▸ **Provided data**:
····················
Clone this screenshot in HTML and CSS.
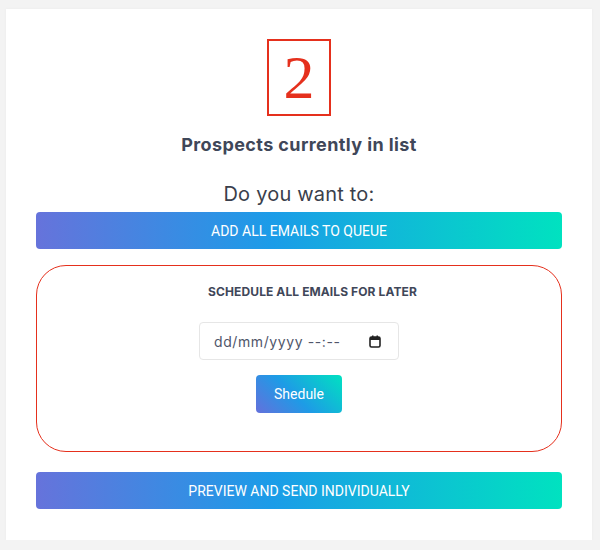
FILE: index.html
```html
<!DOCTYPE html>
<html>
  <head>
    <meta charset="utf-8">
    <link rel="stylesheet" href="styles.css">
  </head>
  <body>
    <div class="card">
      <div class="count">2</div>
      <h3 class="caption">Prospects currently in list</h3>
      <p class="question">Do you want to:</p>
      <button class="grad-btn wide">ADD ALL EMAILS TO QUEUE</button>

      <div class="schedule">
        <h4 class="schedule-title">SCHEDULE ALL EMAILS FOR LATER</h4>
        <div class="date-input">
          <span class="date-text">dd/mm/yyyy --:--</span>
          <svg class="cal" width="12" height="13" viewBox="0 0 12 13">
            <rect x="1" y="2" width="10" height="10" rx="1.5" fill="none" stroke="#222" stroke-width="1.6"/>
            <rect x="1" y="2" width="10" height="3" fill="#222"/>
            <rect x="3" y="0.5" width="1.5" height="2.5" fill="#222"/>
            <rect x="7.5" y="0.5" width="1.5" height="2.5" fill="#222"/>
          </svg>
        </div>
        <button class="grad-btn small">Shedule</button>
      </div>

      <button class="grad-btn wide">PREVIEW AND SEND INDIVIDUALLY</button>
    </div>
  </body>
</html>
```

FILE: styles.css
```css
html, body {
  margin: 0;
  padding: 0;
  background-color: #f3f3f3;
}
.card {
  box-sizing: border-box;
  width: 586px;
  height: 531px;
  margin: 9px 0 0 6px;
  padding: 30px 30px 0 30px;
  background: #fff;
  box-shadow: 0 0 3px rgba(0, 0, 0, 0.04);
  display: flex;
  flex-direction: column;
  align-items: center;
  font-family: "Inter", "Noto Sans", sans-serif;
  color: #3f4759;
}
.count {
  box-sizing: border-box;
  width: 64px;
  height: 77px;
  border: 2px solid #e5301d;
  color: #e5301d;
  font-family: "Liberation Serif", serif;
  font-size: 62px;
  line-height: 73px;
  text-align: center;
}
.caption {
  margin: 17px 0 0 0;
  font-size: 18px;
  font-weight: 700;
  letter-spacing: 0.4px;
  line-height: 24px;
}
.question {
  margin: 25px 0 0 0;
  font-size: 20px;
  font-weight: 400;
  letter-spacing: 0.2px;
  line-height: 24px;
  color: #3a3f4c;
}
.grad-btn {
  border: none;
  border-radius: 4px;
  color: #fff;
  font-family: "Roboto", sans-serif;
  font-size: 14px;
  cursor: pointer;
}
.wide {
  width: 100%;
  height: 37px;
  margin-top: 6px;
  background: linear-gradient(90deg, #6673db 0%, #1b9ce8 45%, #00e2c0 100%);
}
.small {
  width: 86px;
  height: 38px;
  margin-top: 15px;
  font-size: 14px;
  background: linear-gradient(45deg, #6470dc 0%, #1e9be6 45%, #00e1c1 100%);
}
.schedule {
  box-sizing: border-box;
  width: 100%;
  height: 187px;
  margin: 16px 0 20px 0;
  border: 1px solid #e5301d;
  border-radius: 30px;
  display: flex;
  flex-direction: column;
  align-items: center;
  padding-top: 18px;
}
.schedule-title {
  margin: 0;
  padding-left: 27px;
  font-size: 12px;
  font-weight: 700;
  letter-spacing: 0.1px;
  line-height: 16px;
}
.date-input {
  box-sizing: border-box;
  width: 200px;
  height: 38px;
  margin-top: 22px;
  border: 1px solid #e6e6e6;
  border-radius: 4px;
  display: flex;
  align-items: center;
  justify-content: space-between;
  padding: 0 17px 0 14px;
  font-size: 14px;
  letter-spacing: 0.6px;
  color: #50566a;
}
.schedule + .grad-btn {
  margin-top: 0;
}
```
····················
Retype the whole listing, keeping every line identical and omitting all pictures.

▸ **Answer to the problem**:
Clone this screenshot in HTML and CSS.
FILE: index.html
```html
<!DOCTYPE html>
<html>
  <head>
    <meta charset="utf-8">
    <link rel="stylesheet" href="styles.css">
  </head>
  <body>
    <div class="card">
      <div class="count">2</div>
      <h3 class="caption">Prospects currently in list</h3>
      <p class="question">Do you want to:</p>
      <button class="grad-btn wide">ADD ALL EMAILS TO QUEUE</button>

      <div class="schedule">
        <h4 class="schedule-title">SCHEDULE ALL EMAILS FOR LATER</h4>
        <div class="date-input">
          <span class="date-text">dd/mm/yyyy --:--</span>
          <svg class="cal" width="12" height="13" viewBox="0 0 12 13">
            <rect x="1" y="2" width="10" height="10" rx="1.5" fill="none" stroke="#222" stroke-width="1.6"/>
            <rect x="1" y="2" width="10" height="3" fill="#222"/>
            <rect x="3" y="0.5" width="1.5" height="2.5" fill="#222"/>
            <rect x="7.5" y="0.5" width="1.5" height="2.5" fill="#222"/>
          </svg>
        </div>
        <button class="grad-btn small">Shedule</button>
      </div>

      <button class="grad-btn wide">PREVIEW AND SEND INDIVIDUALLY</button>
    </div>
  </body>
</html>
```

FILE: styles.css
```css
html, body {
  margin: 0;
  padding: 0;
  background-color: #f3f3f3;
}
.card {
  box-sizing: border-box;
  width: 586px;
  height: 531px;
  margin: 9px 0 0 6px;
  padding: 30px 30px 0 30px;
  background: #fff;
  box-shadow: 0 0 3px rgba(0, 0, 0, 0.04);
  display: flex;
  flex-direction: column;
  align-items: center;
  font-family: "Inter", "Noto Sans", sans-serif;
  color: #3f4759;
}
.count {
  box-sizing: border-box;
  width: 64px;
  height: 77px;
  border: 2px solid #e5301d;
  color: #e5301d;
  font-family: "Liberation Serif", serif;
  font-size: 62px;
  line-height: 73px;
  text-align: center;
}
.caption {
  margin: 17px 0 0 0;
  font-size: 18px;
  font-weight: 700;
  letter-spacing: 0.4px;
  line-height: 24px;
}
.question {
  margin: 25px 0 0 0;
  font-size: 20px;
  font-weight: 400;
  letter-spacing: 0.2px;
  line-height: 24px;
  color: #3a3f4c;
}
.grad-btn {
  border: none;
  border-radius: 4px;
  color: #fff;
  font-family: "Roboto", sans-serif;
  font-size: 14px;
  cursor: pointer;
}
.wide {
  width: 100%;
  height: 37px;
  margin-top: 6px;
  background: linear-gradient(90deg, #6673db 0%, #1b9ce8 45%, #00e2c0 100%);
}
.small {
  width: 86px;
  height: 38px;
  margin-top: 15px;
  font-size: 14px;
  background: linear-gradient(45deg, #6470dc 0%, #1e9be6 45%, #00e1c1 100%);
}
.schedule {
  box-sizing: border-box;
  width: 100%;
  height: 187px;
  margin: 16px 0 20px 0;
  border: 1px solid #e5301d;
  border-radius: 30px;
  display: flex;
  flex-direction: column;
  align-items: center;
  padding-top: 18px;
}
.schedule-title {
  margin: 0;
  padding-left: 27px;
  font-size: 12px;
  font-weight: 700;
  letter-spacing: 0.1px;
  line-height: 16px;
}
.date-input {
  box-sizing: border-box;
  width: 200px;
  height: 38px;
  margin-top: 22px;
  border: 1px solid #e6e6e6;
  border-radius: 4px;
  display: flex;
  align-items: center;
  justify-content: space-between;
  padding: 0 17px 0 14px;
  font-size: 14px;
  letter-spacing: 0.6px;
  color: #50566a;
}
.schedule + .grad-btn {
  margin-top: 0;
}
```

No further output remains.